Let \(\psi _1\) and \(\psi _2\) be the constants of Lemmas 8 and 10, respectively. Define \(\psi ' = \min \{\psi _1, \frac{\psi _2}{2}\}\), \(\beta = \frac{10}{\psi '} \log ^{-2} \frac{1}{1-\alpha }\), and \(\psi _3 = \min \left\{ \frac{\alpha }{2 \beta c}, \frac{\psi '}{10} \log \frac{1}{1-\alpha } \right\} \). We can restrict ourselves to the case \(\frac{n}{k} > \beta c\) since otherwise we can use Lemma 9 and the inequality \(\log \frac{1}{q} \le 2\) to write \(\mu \ge \alpha \ge \frac{\alpha }{\beta c} \frac{n}{k} \ge \frac{\alpha }{2 \beta c} \frac{n}{k} \log \frac{1}{q} \ge \psi _3 \frac{n}{k} \log \frac{1}{q}\).
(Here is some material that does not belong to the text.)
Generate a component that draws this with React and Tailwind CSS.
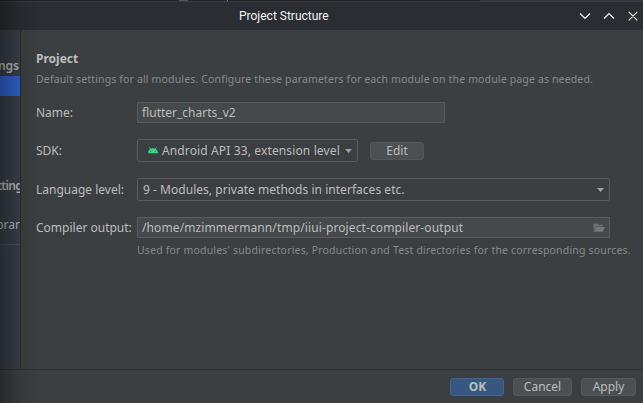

We now describe an algorithm \(A'\) that uses A to solve \({{\textsc {FT}}\hbox {-}{\textsc {Min}}} (k)\) with a success probability of at least \(\frac{3}{4}\). Given an instance S of n elements, \(A'\) works as follows: first, it performs \(t= \left\lceil \frac{3}{\log \frac{1}{q}} \right\rceil \) independent executions of A with input S and collects the returned elements into a set \(S'\); then, it runs FindMin on \(S'\) with a probability of error of \(\varrho =\frac{1}{8}\), and answer with the returned element.

The expected number of comparisons of \(A'\) is at most \(ct + t \mu \), and the probability that no execution of A returns one of the k smallest elements is at most \(q^t \le q^{\frac{3}{\log \frac{1}{q}}} = \left( \frac{1}{2} \right) ^3 = \frac{1}{8}\). By the union bound, the overall failure probability of \(A'\) is at most \(\frac{1}{8} + \frac{1}{8} = \frac{1}{4}\). By invoking either Lemmas 8 or 10 (depending on the values of k and n), we know that the expected number of comparisons of \(A'\) must be at least \(\min \{ \psi _1, \frac{\psi _2}{2}\} \frac{n}{k} \log \frac{1}{q} = \psi ' \frac{n}{k} \log \frac{1}{q}\). In formulas:

$$\begin{aligned} tc + t\mu \ge \psi ' \frac{n}{k} \log \frac{1}{q}. \end{aligned}$$
(3)

Since \(\frac{3}{\log \frac{1}{q}} > \frac{3}{2}\), we have \(t = \left\lceil \frac{3}{\log \frac{1}{q}} \right\rceil \le \frac{3}{\log \frac{1}{q}} + 1 < (1+ \frac{2}{3}) \frac{3}{\log \frac{1}{q}} = \frac{5}{\log \frac{1}{q}} \). Moreover, we know that \(q \le \frac{n-k}{n} - \alpha < 1-\alpha \). We can then solve (3) for \(\mu \) and combine the result with the above inequalities:

$$\begin{aligned} \mu \ge \frac{ \psi ' n}{tk} \log \frac{1}{q} -c> \frac{\psi ' n}{5 k} \log ^2 \frac{1}{q} - c > \left( \frac{\psi '}{5} \log \frac{1}{1-\alpha } \right) \cdot \frac{n}{k} \log \frac{1}{q} - c. \end{aligned}$$
(4)

Using \(q < 1-\alpha \) once more, together with \( \frac{n}{k} > \beta c\), we have:

$$\begin{aligned} \left( \frac{\psi '}{5} \log \frac{1}{1-\alpha } \right) \cdot \frac{n}{k} \log \frac{1}{q}> \frac{\psi ' n}{5 k} \log ^2 \frac{1}{1-\alpha } = 2 \beta ^{-1} \frac{n}{k} > 2c, \end{aligned}$$

which can be combined with (4) to show that \(\mu > \left( \frac{\psi '}{10} \log \frac{1}{1-\alpha } \right) \cdot \frac{n}{k} \log \frac{1}{q} \ge \psi _3 \frac{n}{k} \log \frac{1}{q}\). \(\square \)

Combining Lemmas 8, 10, and 11, we obtain the main result of this section:

Theorem 5

Let \(n > k\) and \(q \le \frac{n-k}{n} - \alpha \). For every algorithm A that solves \({{\textsc {FT}}\hbox {-}{\textsc {Min}}} (k)\) with a success probability of at least \(1-q\), there exists a sequence S of n elements such that the expected number of comparisons performed by A on S is at least \(\psi \frac{n}{k} \log \frac{1}{q}\), where \(\psi >0\) is a constant that depends only on \(\alpha \) and p.